The worst was Frankfurt, 2009. I’d been hired to present a risk framework to a steering committee of twelve. I had six weeks of analysis. I had perfect slides. I opened with “Thank you for having me. Let me introduce myself and walk you through my background.”

Three people checked their phones. One left for coffee. I’d lost the room in eleven words.

The next time I walked into that room, I opened differently. I opened with what I’d found — an insight they didn’t have. The same people who’d ignored me were asking questions by slide two.

The content hadn’t changed. The structure had.

🚨 Presenting to a team that doesn’t know you this week? Quick check: Does your first slide lead with insight (what you’ve found) or introduction (who you are)? If it’s introduction, you’re giving the room permission to tune out. → Need the exact outsider-ready slide structure? Get the Executive Slide System → £39

Why the Credibility Gap Exists (And Why Experience Doesn’t Close It)

Here’s what nobody tells you about presenting as outsider credibility: the problem isn’t competence. It’s category.

When you’re internal, you’ve already been sorted. The room knows your track record, your department, your relationship to the decision-maker. They’ve decided — at least partially — whether to take you seriously before you stand up.

When you’re external, you haven’t been sorted yet. You’re in a holding pattern. The room is running a parallel process during your presentation: half their brain is evaluating your content, half is evaluating you.

This is why the same analysis, presented by an insider and an outsider, lands completely differently.
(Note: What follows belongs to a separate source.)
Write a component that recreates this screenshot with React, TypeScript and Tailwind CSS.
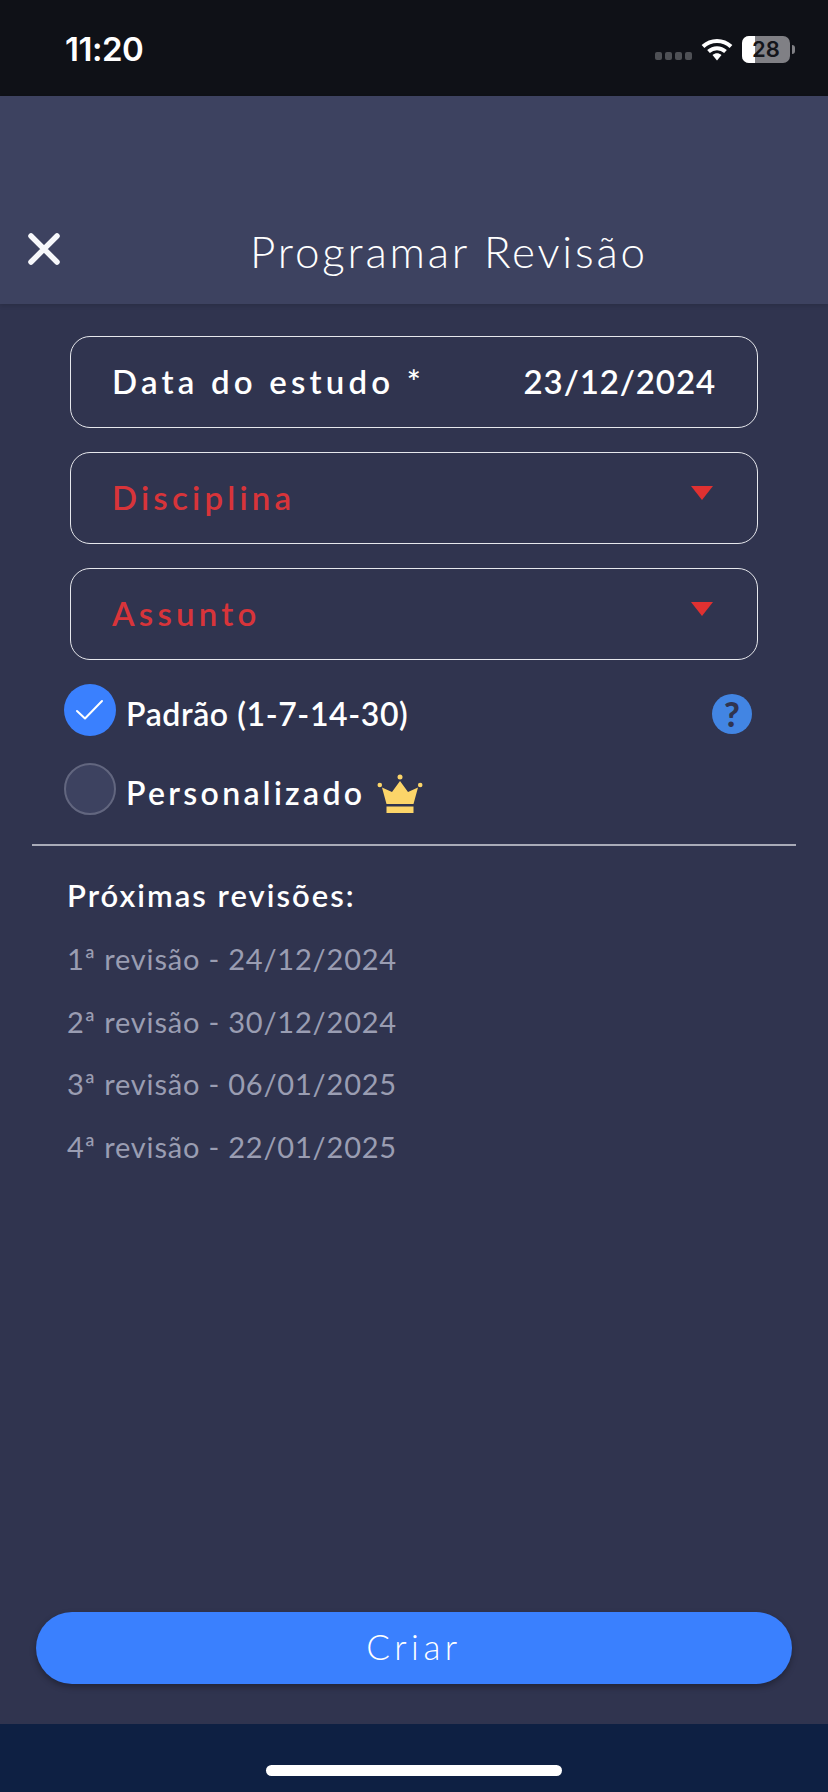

The insider gets the benefit of the doubt. The outsider has to earn it — and they have about 90 seconds to do it.

Experience doesn’t automatically close this gap. I’ve watched consultants with 20 years of expertise get ignored because they opened with credentials instead of insight. The room doesn’t care about your CV. They care about whether you understand their problem.

How do you build credibility in a presentation when you’re new?

Not with a “my background” slide. Not with name-dropping previous clients. Those are defensive credibility moves — they try to prove you belong. What works is offensive credibility: demonstrating insight the room doesn’t already have. When you lead with “Here’s what I’ve found,” you skip the credibility queue entirely. You become useful before you become trusted — and usefulness creates trust faster than any CV slide.

The 90-Second Window: What the Room Is Actually Deciding

Research on first impressions in professional settings shows a consistent pattern: people form judgements within seconds, then spend the rest of the interaction confirming those judgements.

In a presentation, the 90-second window isn’t about your content. It’s about three unconscious questions every person in the room is asking:

1. “Does this person understand our world?” Not your world. Not your methodology. Theirs. If your first slide talks about your process, your framework, your approach — you’ve answered “no.” If your first slide talks about their challenge, their deadline, their risk — you’ve answered “yes.”

2. “Are they going to waste my time?” Outsiders over-explain. It’s a defence mechanism — you feel like you need to justify your presence. But every minute of context-setting is a minute the room is deciding you don’t have anything new to say.

3. “Do they have something I don’t?” This is the golden question. If your opening signals you’ve seen something the room hasn’t, every executive in that room leans forward. Not because they trust you. Because they’re curious. And curiosity buys you the next ten minutes.

The executives who present like CEOs understand this instinctively. They lead with the insight, not the introduction. As an outsider, you need to do the same — but with even more precision.

The Credibility Architecture: 4 Slides That Close the Gap

After two decades of presenting as the outsider, I developed a structure I now teach to every contractor, consultant, and new hire I work with. I call it the Credibility Architecture — and it’s the opposite of how most outsiders present.

Most outsiders present like this: Introduction → Background → Methodology → Findings → Recommendation.

The Credibility Architecture: Insight → Implication → Evidence → Ask.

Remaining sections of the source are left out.